Facebook Friends: Branding and Momentum Marketing
Gillette and Coca Cola were two examples of how companies can link emotions to their marketing campaigns. They understood who they wanted to target really well and they knew how to touch their feelings and life experiences in a way that made their products special.
However that was pure Marketing and by this we define the strategy a company uses to sell a product. It’s simple as that. What we are going to cover here is something slightly different, this is Branding or, to some extent, can be referred to as Momentum Marketing.
A clear example is the Facebook Friends campaign. If you have spent the past two years in the UK, you might have noticed Facebook’s ads around. They came in the form of video spots (online), but also physical ads distributed around cities. These were mainly focused on Friendship.
They showed Friends doing things. There wasn’t any rocket science in the spots, which were focused on this simple concept and humanity.
The big question is why a company which has more than 1.3 billion monthly active user spends millions to run a campaign like that? We are talking about a company that has become a verb, do you remember “Facebook me!”? This is also the same company behind WhatsApp, Instagram, Oculus and Internet.org, with a market capitalisation of about $360 billions.
A few people could say that having millions in profits per month is a good reason to allocate a budget for running ads. Others will probably say that Grandma and Grandpa need to be reached in some way. The ladders will probably find this blog post and the ads totally useless.
I do think there is another reason. It’s called Branding and by this I mean the activity of creating an idea that reflects an entire organisation. This implies talking about company X and thinking Y, because Y is what that company stands for.
The way I perceive Branding is a simple association rule and what doesn’t look as Marketing is probably a form of the first.
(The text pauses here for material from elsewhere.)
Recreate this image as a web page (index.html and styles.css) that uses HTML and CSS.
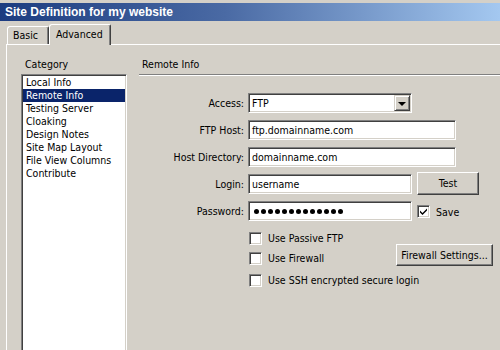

In this case, Facebook is not marketing anything. We all know what it is and how it works (apart from my 84 years old grandpa who is on Facebook without even knowing how to use it — he still sends me messages and likes everything). On the other hand, the company is sending us a message which explicitly says:
“We are the place where Friendships are shared, grown and harvested.”
Why would they run a campaign in the physical world when they could place those ads in our newsfeed?
Because they also want to send us another message which says:
“We are Friendships, but these belong to the Physical world where you can meet someone, enjoy a drink and have fun with your friends.”
This is an interesting bit, because we see a multi-billion dollar company that is trying not to be associated with the internet. As far as I can tell, this was the case for most of us, the dozens of friendships that I have built around the world were physical at first, but then became virtual and thanks to Facebook I was able to keep them alive.
Branding is the key to shape how your organisation looks and feels. Yes, by feeling I mean the emotions that a user mentioning “Facebook” could have. This campaign was also an example of Momentum Marketing. By this I refer to the activity of keeping the name of the company in people’s minds.
Although this wasn’t entirely Momentum Marketing, it’s still a way to keep the “Brand” and “Company” alive in the minds of its users. Why would RBS sponsor the Rugby Six Nations or Heineken the Euro Champions League? Are they selling anything when they put their name on the big screens?
No, they are not marketing anything and they are also not branding their companies. They are just pumping some gas into the existing brand in a way we all remember they exist. This process helps things becoming entities, Heineken is a world known company not just because of their product, some marketing campaign or branding, but because they are always reminding us they are alive.